─── Data lines ───
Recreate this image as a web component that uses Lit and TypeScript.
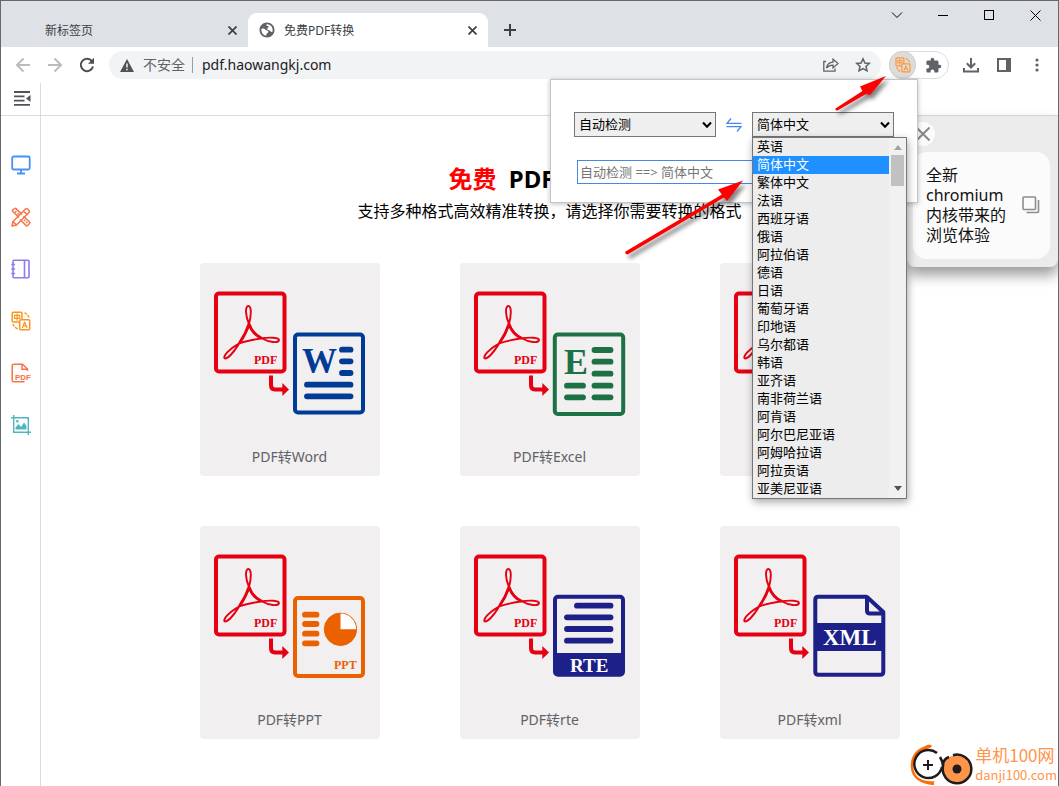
import { LitElement, html, css, svg } from 'lit';
import { customElement, property, state } from 'lit/decorators.js';

const LANGUAGES = [
  '英语', '简体中文', '繁体中文', '法语', '西班牙语', '俄语', '阿拉伯语', '德语', '日语', '葡萄牙语',
  '印地语', '乌尔都语', '韩语', '亚齐语', '南非荷兰语', '阿肯语', '阿尔巴尼亚语', '阿姆哈拉语', '阿拉贡语', '亚美尼亚语',
];

const RED = '#e60012';
const line = (x1: number, x2: number, y: number) => svg`<path d="M${x1 + 3} ${y}H${x2 - 3}" stroke-width="5.8" stroke-linecap="round"/>`;

// Right-hand document of each conversion picture
const documents: Record<string, unknown> = {
  word: svg`<g stroke="#003c96" fill="none">
    <rect x="95" y="71.5" width="68" height="78" rx="3" stroke-width="4"/>
    ${line(139, 153.5, 86.7)}${line(139, 153.5, 98.3)}${line(139, 153.5, 110)}
    ${line(104, 153.5, 121.7)}${line(104, 153.5, 133.3)}
    <text class="mark" x="102" y="110" font-size="35" fill="#003c96" stroke="none">W</text></g>`,
  excel: svg`<g stroke="#1c7145" fill="none">
    <rect x="94.8" y="71.5" width="68.4" height="79.5" rx="3" stroke-width="4"/>
    ${line(131.5, 153.5, 87)}${line(131.5, 153.5, 98.7)}${line(131.5, 153.5, 110.7)}${line(131.5, 153.5, 122.7)}${line(131.5, 153.5, 134.3)}
    ${line(104, 126, 122.7)}${line(104, 126, 134.3)}
    <text class="mark" x="104" y="111" font-size="36" fill="#1c7145" stroke="none">E</text></g>`,
  ppt: svg`<g stroke="#eb6100" fill="none">
    <rect x="95" y="72" width="68" height="78" rx="3" stroke-width="4"/>
    ${line(102, 119.5, 88.7)}${line(102, 119.5, 98)}${line(102, 119.5, 107.7)}${line(102, 119.5, 117.3)}
    <circle cx="140.5" cy="103.3" r="16.2" fill="#eb6100" stroke-width="1"/>
    <path d="M140.5 103.3V87.6A15.7 15.7 0 0 1 156.2 103.3Z" fill="#fff" stroke="none"/>
    <text class="mark" x="134" y="142.5" font-size="12" fill="#eb6100" stroke="none">PPT</text></g>`,
  rte: svg`<g stroke="#1d2088" fill="none">
    <rect x="95" y="70.7" width="68" height="78" rx="3" stroke-width="4"/>
    <path d="M95 127H163V148.7H95Z" fill="#1d2088" stroke="none"/>
    ${line(114, 153.5, 79.7)}${line(104, 153.5, 91.3)}${line(104, 153.5, 103)}${line(104, 153.5, 114.7)}
    <text class="mark" x="110" y="145.5" font-size="19" fill="#fff" stroke="none">RTE</text></g>`,
  xml: svg`<g stroke="#1d2088" fill="none">
    <path d="M146.5 70.7H98.3Q95.3 70.7 95.3 73.7V145.7Q95.3 148.7 98.3 148.7H160.3Q163.3 148.7 163.3 145.7V86L147 71V84.500Q147 87.500 150 87.500H163" stroke-width="4" stroke-linejoin="round"/>
    <path d="M94 97H165V125H94Z" fill="#1d2088" stroke="none"/>
    <text class="mark" x="103" y="119" font-size="23" fill="#fff" stroke="none">XML</text></g>`,
};

@customElement('convert-card')
class ConvertCard extends LitElement {
  @property() kind = 'word';
  @property() label = '';

  static styles = css`
    :host { display: block; }
    .card { display: flex; flex-direction: column; height: 213px; border-radius: 4px; background: #f1eff0; color: #606266; text-decoration: none; text-align: center; }
    .picture { display: block; width: 100%; height: 180px; }
    .caption { font-size: 14px; line-height: 28px; }
    .mark { font-family: "Liberation Serif", "Times New Roman", serif; font-weight: 700; }
  `;

  render() {
    return html`<a class="card" href="#">
      <svg class="picture" viewBox="0 0 180 180" aria-hidden="true">
        <rect x="16" y="30.5" width="68.500" height="78" rx="3" fill="none" stroke="${RED}" stroke-width="4"/>
        <path d="M49 61C45 52 45.200 43 48.300 43C51.500 43 51.500 52 49 61C47 68 43 74 39.300 80.300C34 89 28 95.500 25 95.500C22 94 29 86 39.300 80.300C46 78 54 76.500 61.700 75.300C70 74 79 74.500 79 77C78.500 80.500 69 79.500 61.700 75.300C55 72 51 66 49 61Z" fill="none" stroke="${RED}" stroke-width="1.900"/>
        <path d="M49 61C51 67 55.500 72.500 61.700 75.300M49 61C46.500 69 43 75 39.300 80.300" fill="none" stroke="${RED}" stroke-width="2.800"/>
        <text class="mark" x="54" y="101" font-size="12" fill="${RED}">PDF</text>
        <path d="M71 112.500V122Q71 126.500 75 126.500H83" fill="none" stroke="${RED}" stroke-width="4"/>
        <path d="M82.300 120L89 126.500L82.300 133Z" fill="${RED}"/>
        ${documents[this.kind]}
      </svg>
      <span class="caption">${this.label}</span>
    </a>`;
  }
}

const translateIcon = svg`<g fill="none" stroke="currentColor" stroke-width="1.500" stroke-linecap="round" stroke-linejoin="round">
  <path d="M11 8V2.200Q11 1.200 10 1.200H2.200Q1.200 1.200 1.200 2.200V10Q1.200 11 2.200 11H8"/>
  <rect x="8.700" y="8.700" width="10" height="10" rx="1"/>
  <path d="M3.500 4.300H8.700V7.300H3.500ZM6.100 2.800V9.300" stroke-width="1.200"/>
  <path d="M11.500 16.500L13.700 11L15.900 16.500M12.300 14.800H15.100" stroke-width="1.200"/>
  <path d="M14 2L15.500 3M17 4.500L17.800 6M2.200 13.500L3 15M4.500 16.500L6 17.700"/></g>`;

@customElement('app-root')
class AppRoot extends LitElement {
  @state() target = '简体中文';

  static styles = css`
    :host { display: block; font-family: "Noto Sans", "Noto Sans CJK SC", sans-serif; font-size: 13px; color: #000; }
    * { box-sizing: border-box; }
    button { padding: 0; border: 0; background: none; color: inherit; font: inherit; display: flex; align-items: center; justify-content: center; }
    svg { display: block; flex: none; }
    .frame { position: relative; display: flex; flex-direction: column; min-height: 100vh; border: 1px solid #66686b; background: #fff; overflow: hidden; }

    .tabs { display: flex; align-items: flex-end; height: 46px; background: #dee1e6; color: #3c4043; }
    .tab { display: flex; align-items: center; width: 240px; height: 34px; padding: 0 10px; font-size: 12px; }
    .tab .name { flex: 1; }
    .idle { width: 247px; padding-left: 44px; }
    .active { border-radius: 9px 9px 0 0; background: #fff; }
    .active .name { margin-left: 8px; }
    .tab-close { width: 12px; height: 12px; }
    .new-tab { width: 28px; height: 34px; margin-left: 8px; }
    .window { display: flex; align-self: flex-start; margin-left: auto; color: #000; }
    .window button { width: 46px; height: 28px; }

    .toolbar { display: flex; align-items: center; height: 36px; padding: 0 5px 0 6px; color: #5f6368; }
    .toolbar > button { width: 32px; height: 28px; }
    .toolbar > .tool { width: 33px; }
    .off { color: #babcbe; }
    .address { flex: 1; display: flex; align-items: center; height: 28px; min-width: 0; margin-left: 6px; padding: 0 10px 0 11px; border-radius: 14px; background: #f1f3f4; }
    .unsafe { margin-left: 9px; padding-right: 7px; border-right: 1px solid #9a9da1; font-size: 14px; line-height: 16px; white-space: nowrap; }
    .url { flex: 1; min-width: 0; height: 28px; padding: 0 9px 1px; border: 0; background: none; color: #202124; font: 14px "Noto Sans", sans-serif; }
    .address button { width: 16px; margin-left: 16px; }
    .extensions { display: flex; margin: 0 5px 0 8px; width: 60px; height: 28px; border: 1px solid #dadce0; border-radius: 14px; }
    .extensions button { width: 30px; height: 26px; }
    .extensions .translate { width: 28px; height: 28px; margin: -1px 3px 0 -1px; border-radius: 50%; background: #dcdcdc; border: 1px solid #cfcfcf; color: #ff9632; }

    .top { display: flex; height: 33px; border-bottom: 1px solid #dcdcdc; color: #5f6368; }
    .fold { width: 40px; border-right: 1px solid #dcdcdc; padding: 0 0 2px 4px; }
    .body { display: flex; flex: 1; }
    .side { display: flex; flex-direction: column; gap: 20px; flex: none; width: 40px; padding-top: 33px; border-right: 1px solid #dcdcdc; }
    .side button { height: 32px; width: 39px; }
    .blue { color: #4591f5; } .coral { color: #f77449; } .violet { color: #8d7bf2; } .orange { color: #f9941e; } .teal { color: #4fb6c0; }
    .main { flex: 1; display: flex; flex-direction: column; align-items: center; padding: 47px 20px; }
    h1 { margin: 0 0 5px; font-size: 24px; line-height: 32px; font-weight: 700; white-space: pre; }
    h1 em { font-style: normal; color: #f00; margin-right: 6px; }
    .lead { margin: 0 0 41px; font-size: 16px; line-height: 22px; }
    .grid { display: grid; grid-template-columns: repeat(3, 180px); gap: 50px 80px; }

    .tip { position: absolute; top: 115px; right: 0; width: 151px; padding: 36px 8px 8px 6px; border-radius: 0 0 8px 8px; background: #ebebeb; box-shadow: 0 8px 14px rgba(0,0,0,.4); }
    .tip-close { position: absolute; top: 6px; left: 4px; width: 24px; height: 24px; border-radius: 50%; background: #fbfbfb; color: #888; }
    .tip-card { display: flex; align-items: center; justify-content: space-between; padding: 13px 10px 14px 13px; border-radius: 14px; background: #fbfbfb; font-size: 16px; line-height: 20px; color: #111; }
    .tip-card p { margin: 0; width: 84px; }
    .tip-card button { color: #8c8c8c; }

    .popup { position: absolute; top: 78px; right: 140px; width: 368px; height: 124px; padding: 32px 23px; border: 1px solid #c4c6c9; background: #fff; box-shadow: 0 1px 5px rgba(0,0,0,.25); }
    .choices { display: flex; align-items: center; justify-content: space-between; }
    .choice { display: grid; width: 142px; }
    .choice > * { grid-area: 1 / 1; }
    .choice select { appearance: none; width: 142px; height: 25px; padding: 0 4px 2px; border: 1px solid #767676; border-radius: 0; background: #efefef; color: #000; font: inherit; outline: none; }
    .choice svg { place-self: center end; margin-right: 4px; pointer-events: none; }
    .query { display: block; width: 315px; height: 24px; margin: 23px 0 0 3px; padding: 0 2px 1px; border: 1px solid #4a86e8; font: inherit; outline: none; background: #fff; }
    .query::placeholder { color: #757575; }
    .list { position: absolute; z-index: 2; top: 57px; left: 201px; display: flex; width: 155px; border: 1px solid #767676; background: #ededed; box-shadow: 1px 3px 8px rgba(0,0,0,.35); }
    .list ul { flex: 1; margin: 0; padding: 0; list-style: none; }
    .list li { height: 18px; padding-left: 4px; line-height: 16px; white-space: nowrap; }
    .list .chosen { background: #1e90ff; color: #fff; }
    .bar { display: flex; flex-direction: column; align-items: center; width: 17px; padding: 7px 0; background: #f1f1f1; }
    .thumb { width: 13px; height: 31px; margin: 5px 0 auto; background: #c1c1c1; }

    .pointer { position: absolute; z-index: 3; pointer-events: none; filter: drop-shadow(3px 4px 2px rgba(0,0,0,.5)); }
    .near { top: 66px; left: 826px; }
    .far { top: 168px; left: 616px; }
    .brand { position: absolute; right: 1px; bottom: 0; display: flex; align-items: center; color: #ff944b; font-family: "Noto Sans CJK SC", sans-serif; }
    .brand p { margin: 0; font-size: 17px; line-height: 20px; white-space: nowrap; }
    .brand small { display: block; font-size: 13px; line-height: 20px; }
  `;

  private pick(e: Event) {
    this.target = (e.target as HTMLSelectElement).value;
  }

  private chevron() {
    return html`<svg width="10" height="8" viewBox="0 0 10 8" fill="none" stroke="#000" stroke-width="2"><path d="M1 1.500L5 5.800L9 1.500"/></svg>`;
  }

  render() {
    return html`<div class="frame">
      <nav class="tabs" aria-label="标签页">
        <div class="tab idle"><span class="name">新标签页</span>
          <button class="tab-close" aria-label="关闭">${this.cross(9, 1.7)}</button></div>
        <div class="tab active">
          <svg width="18" height="18" viewBox="0 0 24 24" fill="#5f6368"><path d="M12 2C6.480 2 2 6.480 2 12s4.480 10 10 10 10-4.480 10-10S17.520 2 12 2zM4.500 12c0-.600.100-1.200.300-1.800C7 9.500 9 10.500 10 11.500c1 1.200 3.500.500 3.800 2.500.200 2-2.300 2-2.500 3.500-.100 1-.300 1.700-.800 2-3.500-.700-6-3.800-6-7.500zM19 14.500c-1.500.500-2.500-.500-3-1.500-.600-1.200-2.500-.500-3.300-1.500-.900-1.200.300-2.500 1.300-3.200 1-.600-.200-1.800-1.200-1.600-1.300.300-1.800-1-1.300-2.200 4.300-.200 7.700 3 8 7 .100 1-.100 2-.500 3z"/></svg>
          <span class="name">免费PDF转换</span>
          <button class="tab-close" aria-label="关闭">${this.cross(9, 1.7)}</button></div>
        <button class="new-tab" aria-label="新标签页"><svg width="12" height="12" viewBox="0 0 12 12" stroke="#3c4043" stroke-width="2"><path d="M6 0V12M0 6H12"/></svg></button>
        <div class="window">
          <button aria-label="搜索标签页"><svg width="12" height="7" viewBox="0 0 12 7" fill="none" stroke="currentColor"><path d="M1 .500L6 5.500L11 .500"/></svg></button>
          <button aria-label="最小化"><svg width="10" height="10" viewBox="0 0 10 10" stroke="currentColor"><path d="M0 5.500H10"/></svg></button>
          <button aria-label="最大化"><svg width="10" height="10" viewBox="0 0 10 10" fill="none" stroke="currentColor"><rect x=".500" y=".500" width="9" height="9"/></svg></button>
          <button aria-label="关闭窗口">${this.cross(11, 1)}</button>
        </div>
      </nav>

      <div class="toolbar">
        <button class="off" aria-label="后退"><svg width="16" height="16" viewBox="0 0 16 16" fill="none" stroke="currentColor" stroke-width="2"><path d="M15 8H2.500M8.500 1.500L2 8L8.500 14.500"/></svg></button>
        <button class="off" aria-label="前进"><svg width="16" height="16" viewBox="0 0 16 16" fill="none" stroke="currentColor" stroke-width="2"><path d="M1 8H13.500M7.500 1.500L14 8L7.500 14.500"/></svg></button>
        <button aria-label="刷新"><svg width="16" height="16" viewBox="0 0 16 16" fill="none" stroke="#4b4e52" stroke-width="2"><path d="M13 4.200A6.200 6.200 0 1 0 14 9.600"/><path d="M15 .800V6.800H9Z" fill="#4b4e52" stroke="none"/></svg></button>
        <div class="address">
          <svg width="14" height="13" viewBox="0 0 14 13"><path d="M7 0L14 13H0Z" fill="#4f5256"/><path d="M7 4.500V8.500M7 9.700V11.300" stroke="#f1f3f4" stroke-width="1.500"/></svg>
          <span class="unsafe">不安全</span>
          <input class="url" aria-label="地址" .value=${'pdf.haowangkj.com'}>
          <button aria-label="分享"><svg width="16" height="14" viewBox="0 0 16 14" fill="none" stroke="currentColor" stroke-width="1.300"><path d="M3 3.500H.800V13.200H12V10.500M3.500 10C4 6.500 6.500 4.300 10 4.200V1.200L15 5.600L10 9.900V7.200C7.200 7.200 5 8 3.500 10Z"/></svg></button>
          <button aria-label="收藏"><svg width="16" height="16" viewBox="0 0 16 16" fill="none" stroke="currentColor" stroke-width="1.500"><path d="M8 1.800L9.900 6L14.300 6.400L11 9.400L12 13.800L8 11.500L4 13.800L5 9.400L1.700 6.400L6.100 6Z"/></svg></button>
        </div>
        <div class="extensions">
          <button class="translate" aria-label="翻译"><svg width="16" height="16" viewBox="0 0 20 20">${translateIcon}</svg></button>
          <button aria-label="扩展程序"><svg width="17" height="17" viewBox="0 0 24 24" fill="currentColor"><path d="M20.500 11H19V7c0-1.100-.900-2-2-2h-4V3.500a2.500 2.500 0 0 0-5 0V5H4c-1.100 0-2 .900-2 2v3.800h1.500a2.700 2.700 0 0 1 0 5.400H2V20c0 1.100.900 2 2 2h3.800v-1.500a2.700 2.700 0 0 1 5.400 0V22H17c1.100 0 2-.900 2-2v-4h1.500a2.500 2.500 0 0 0 0-5z"/></svg></button>
        </div>
        <button class="tool" aria-label="下载"><svg width="16" height="16" viewBox="0 0 16 16" fill="none" stroke="currentColor" stroke-width="2"><path d="M8 1V10M3.800 6.300L8 10.500L12.200 6.300M1 11V14.500H15V11"/></svg></button>
        <button class="tool" aria-label="侧边栏"><svg width="14" height="14" viewBox="0 0 14 14"><path d="M1 1H13V13H1Z" fill="none" stroke="currentColor" stroke-width="2"/><path d="M9 0H14V14H9Z" fill="currentColor"/></svg></button>
        <button class="tool" aria-label="菜单"><svg width="4" height="14" viewBox="0 0 4 14" fill="currentColor"><circle cx="2" cy="2" r="1.600"/><circle cx="2" cy="7" r="1.600"/><circle cx="2" cy="12" r="1.600"/></svg></button>
      </div>

      <header class="top">
        <button class="fold" aria-label="收起"><svg width="17" height="15" viewBox="0 0 17 15" stroke="#505357" stroke-width="1.800" fill="none"><path d="M0 1H16M0 5.300H10.500M0 9.600H10.500M0 13.900H16"/><path d="M12 7.500L16.500 4V11Z" fill="#505357" stroke="none"/></svg></button>
      </header>
      <div class="body">
        <aside class="side">
          <button class="blue" aria-label="桌面"><svg width="20" height="20" viewBox="0 0 20 20" fill="none" stroke="currentColor" stroke-width="1.800"><rect x="1.200" y="1.500" width="17.500" height="13" rx="1.500"/><path d="M10 14.500V18.500M6 18.500H14"/></svg></button>
          <button class="coral" aria-label="工具"><svg width="20" height="20" viewBox="0 0 20 20" fill="none" stroke="currentColor" stroke-width="1.500" stroke-linejoin="round"><path d="M8 10.500L1.800 4.500Q1 3.700 1.800 2.900L3.600 1.500Q4.300 .900 5 1.600L11 7.500M12.500 9L18.500 15Q19.200 15.800 18.500 16.500L16.500 18.500Q15.700 19.200 15 18.500L9 12.500"/><path d="M1 19L2 14.500L14.500 2Q15.500 1 16.500 2L18 3.500Q19 4.500 18 5.500L5.500 18ZM2 14.500L5.500 18M12.500 4L16 7.500M4 5.500L5.500 4M6.500 7.500L7.800 6.200M13 14L14.300 12.700M15 16L16.300 14.700"/></svg></button>
          <button class="violet" aria-label="笔记"><svg width="20" height="20" viewBox="0 0 20 20" fill="none" stroke="currentColor" stroke-width="1.600"><rect x="2" y="1.200" width="16" height="17.600" rx="1"/><path d="M13.500 1V19M.300 5.500H4M.300 10H4M.300 14.500H4"/></svg></button>
          <button class="orange" aria-label="翻译"><svg width="20" height="20" viewBox="0 0 20 20">${translateIcon}</svg></button>
          <button class="coral" aria-label="PDF"><svg width="20" height="20" viewBox="0 0 20 20" fill="none" stroke="currentColor" stroke-width="1.500"><path d="M13.500 18.800H2.500Q1.200 18.800 1.200 17.500V2.500Q1.200 1.200 2.500 1.200H11.500L16.500 6V8M11 1.500V6.300H16.500"/><text x="4" y="16.500" font-size="8" font-weight="700" font-family="Liberation Sans" fill="currentColor" stroke="none">PDF</text></svg></button>
          <button class="teal" aria-label="图片"><svg width="20" height="20" viewBox="0 0 20 20" fill="none" stroke="currentColor" stroke-width="1.400"><path d="M0 2.700H17.300V20M2.700 0V17.300H20"/><path d="M4.500 14.500V12.500L7.500 9L10 12L13 7.500L15.500 11V14.500Z" fill="currentColor" stroke="none"/><circle cx="6.300" cy="6.200" r="1.300" fill="currentColor" stroke="none"/></svg></button>
        </aside>
        <main class="main">
          <h1><em>免费</em> PDF转换工具</h1>
          <p class="lead">支持多种格式高效精准转换，请选择你需要转换的格式</p>
          <div class="grid">
            <convert-card kind="word" label="PDF转Word"></convert-card>
            <convert-card kind="excel" label="PDF转Excel"></convert-card>
            <convert-card kind="ppt" label="PDF转图片"></convert-card>
            <convert-card kind="ppt" label="PDF转PPT"></convert-card>
            <convert-card kind="rte" label="PDF转rte"></convert-card>
            <convert-card kind="xml" label="PDF转xml"></convert-card>
          </div>
        </main>
      </div>

      <section class="tip">
        <button class="tip-close" aria-label="关闭">${this.cross(14, 2)}</button>
        <div class="tip-card"><p>全新 chromium 内核带来的浏览体验</p>
          <button aria-label="复制"><svg width="18" height="18" viewBox="0 0 18 18" fill="none" stroke="currentColor" stroke-width="1.600"><rect x="1" y="1" width="12.500" height="12.500" rx="1"/><path d="M16.500 4V15.500Q16.500 16.500 15.500 16.500H4.500"/></svg></button></div>
      </section>

      <section class="popup">
        <div class="choices">
          <div class="choice"><select aria-label="源语言"><option>自动检测</option></select>${this.chevron()}</div>
          <svg width="16" height="14" viewBox="0 0 16 14" fill="none" stroke="#4a86f0" stroke-width="1.300"><path d="M5 .500L1 5.300H15.500M.500 8.700H15L11 13.500"/></svg>
          <div class="choice"><select aria-label="目标语言" .value=${this.target} @change=${this.pick}>
            ${LANGUAGES.map((n) => html`<option ?selected=${n === this.target}>${n}</option>`)}</select>${this.chevron()}</div>
        </div>
        <input class="query" aria-label="翻译内容" placeholder="自动检测 ==&gt; ${this.target}">
        <div class="list">
          <ul role="listbox" aria-label="语言">
            ${LANGUAGES.map((n) => html`<li role="option" class=${n === this.target ? 'chosen' : ''} aria-selected=${n === this.target} @click=${() => { this.target = n; }}>${n}</li>`)}
          </ul>
          <div class="bar"><svg width="8" height="5" viewBox="0 0 8 5"><path d="M0 5L4 0L8 5Z" fill="#a3a3a3"/></svg><div class="thumb"></div><svg width="8" height="5" viewBox="0 0 8 5"><path d="M0 0L4 5L8 0Z" fill="#505050"/></svg></div>
        </div>
      </section>

      <svg class="pointer near" width="70" height="50" viewBox="0 0 70 50" fill="#ff0000"><path d="M8.500 41.500L35.500 24L33 19.500L59 9L43 28L39 27L10.500 43.500Q8 43.500 8.500 41.500Z"/></svg>
      <svg class="pointer far" width="140" height="92" viewBox="0 0 140 92" fill="#ff0000"><path d="M8.500 82.500L105 25.500L101 20.500L126 11.500L110 32L107 28.500L10.500 85.500Q7.500 85.500 8.500 82.500Z"/></svg>

      <footer class="brand">
        <svg width="65" height="42" viewBox="0 0 65 42" fill="none">
          <path d="M20 2.500C7 4 1.500 13 2 23C2.500 32 9 38.500 24 40" stroke="#ff6d0a" stroke-width="2.500"/><path d="M9 8C14 2 17 0 21 1C23 2 21 4 18 4.500ZM8 34C13 37 19 37 25 37.500C22 41 15 41 8 34Z" fill="#ff6d0a"/>
          <path d="M27 9A14 14 0 1 0 32 23M30 13C33 18 34 22 33 28" stroke="#1f1b1a" stroke-width="2.500"/>
          <path d="M18 16V26M13 21H23" stroke="#1f1b1a" stroke-width="2"/>
          <circle cx="47" cy="25" r="14" fill="#ff944b"/><path d="M43 11.200A14.300 14.300 0 1 1 33 22C33 17 36 14 39 13" stroke="#1f1b1a" stroke-width="2.500"/><circle cx="47" cy="25" r="4.500" fill="#1f1b1a"/>
        </svg>
        <p>单机100网<small>danji100.com</small></p>
      </footer>
    </div>`;
  }

  private cross(size: number, weight: number) {
    return html`<svg width=${size} height=${size} viewBox="0 0 ${size} ${size}" stroke="currentColor" stroke-width=${weight}><path d="M.500 .500L${size - 0.5} ${size - 0.5}M${size - 0.5} .500L.500 ${size - 0.5}"/></svg>`;
  }
}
───
Stated problem: Leave out the pictures and repeat exactly the lines from the start of the material through the line that contains "const line = (x1: number, x2: number, y: number)", both included.

Reply to the task:
Recreate this image as a web component that uses Lit and TypeScript.
import { LitElement, html, css, svg } from 'lit';
import { customElement, property, state } from 'lit/decorators.js';

const LANGUAGES = [
  '英语', '简体中文', '繁体中文', '法语', '西班牙语', '俄语', '阿拉伯语', '德语', '日语', '葡萄牙语',
  '印地语', '乌尔都语', '韩语', '亚齐语', '南非荷兰语', '阿肯语', '阿尔巴尼亚语', '阿姆哈拉语', '阿拉贡语', '亚美尼亚语',
];

const RED = '#e60012';
const line = (x1: number, x2: number, y: number) => svg`<path d="M${x1 + 3} ${y}H${x2 - 3}" stroke-width="5.8" stroke-linecap="round"/>`;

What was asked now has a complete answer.